Like Korey, my undergraduate thesis advisor offered to keep me on as a full-time research assistant after I graduated, which is what I eventually chose to do. I also had the option to teach full-time at our University’s tutoring center, continuing the teaching I’d been doing. Both opportunities opened up in March. I don’t remember why I chose research over teaching, but in retrospect I see both as having been wonderful opportunities. One thing I did learn from being a researcher is that I enjoy being a full-time astronomer; knowing this was a good source of motivation during the grad school application process.
For me, there were two very big benefits to taking a year off. First, I was able to devote a significant amount of time to my graduate school and NSF applications. Because my position was flexible, I could take the time I needed, and because I was immersed in a supportive academic environment, I also was never far from advice. Second, I was privileged enough that after working for part of the year, I was able to take time off. Encouraged by my advisors, I spent the remainder of the year really taking a break: I traveled both in the US and abroad and spent much-needed time with family and friends back home.
Hi! I really appreciated this article considering I wasn’t sure I could do something physics related in that liminal space. Do you happen to know if applying after graduation affects your competitiveness as an applicant to a phd program? Especially if you don’t work in science in that gap year? I want to do something travel/volunteer related instead and then go back. It’s too late for me take the GRE’s and put together a proper application.

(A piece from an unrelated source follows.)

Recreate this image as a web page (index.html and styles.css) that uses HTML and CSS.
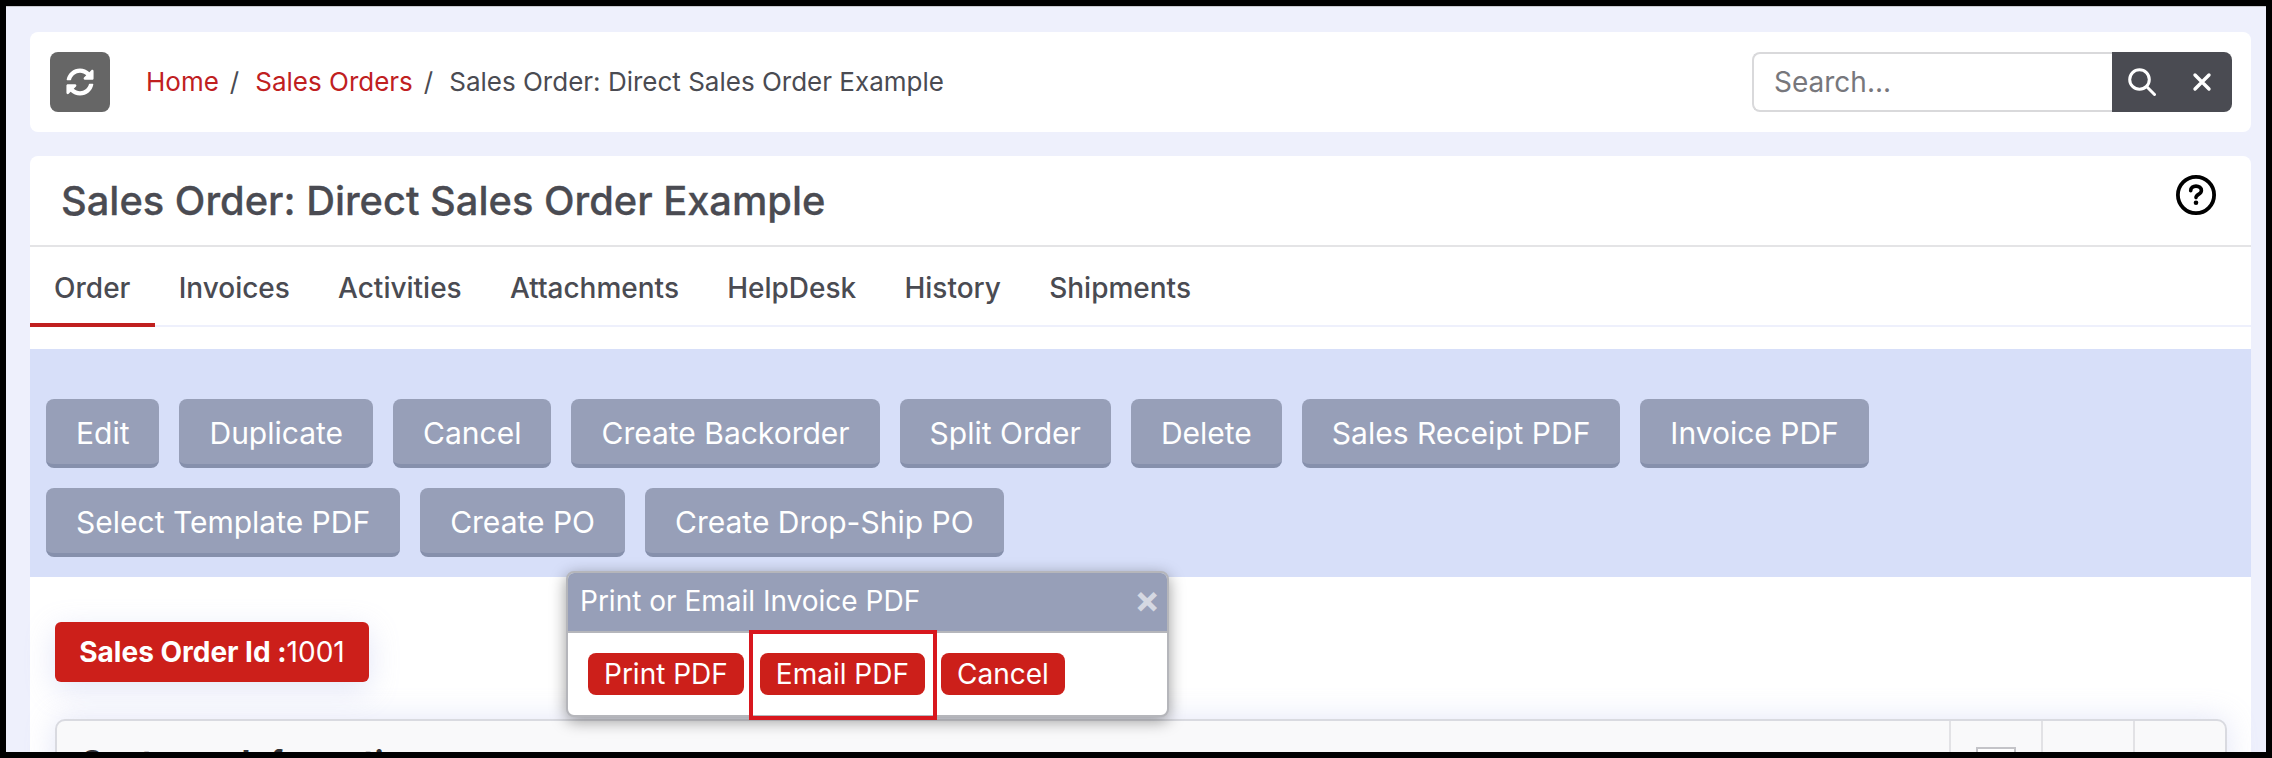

It’s 2017 now… And I don’t see a reply here yet, so if anyone else is pondering about it, here are my two cents… Currently many Astronomy / Physics PhD programs do not require GRE, so that should not deter you from applying.
I hope you had a great gap year, personally, I think it’s okay to follow your particular interests during a gap year…. and in general too. I am sure you will gain valuable experience no matter what you do and you can add that distinction into your personal statement.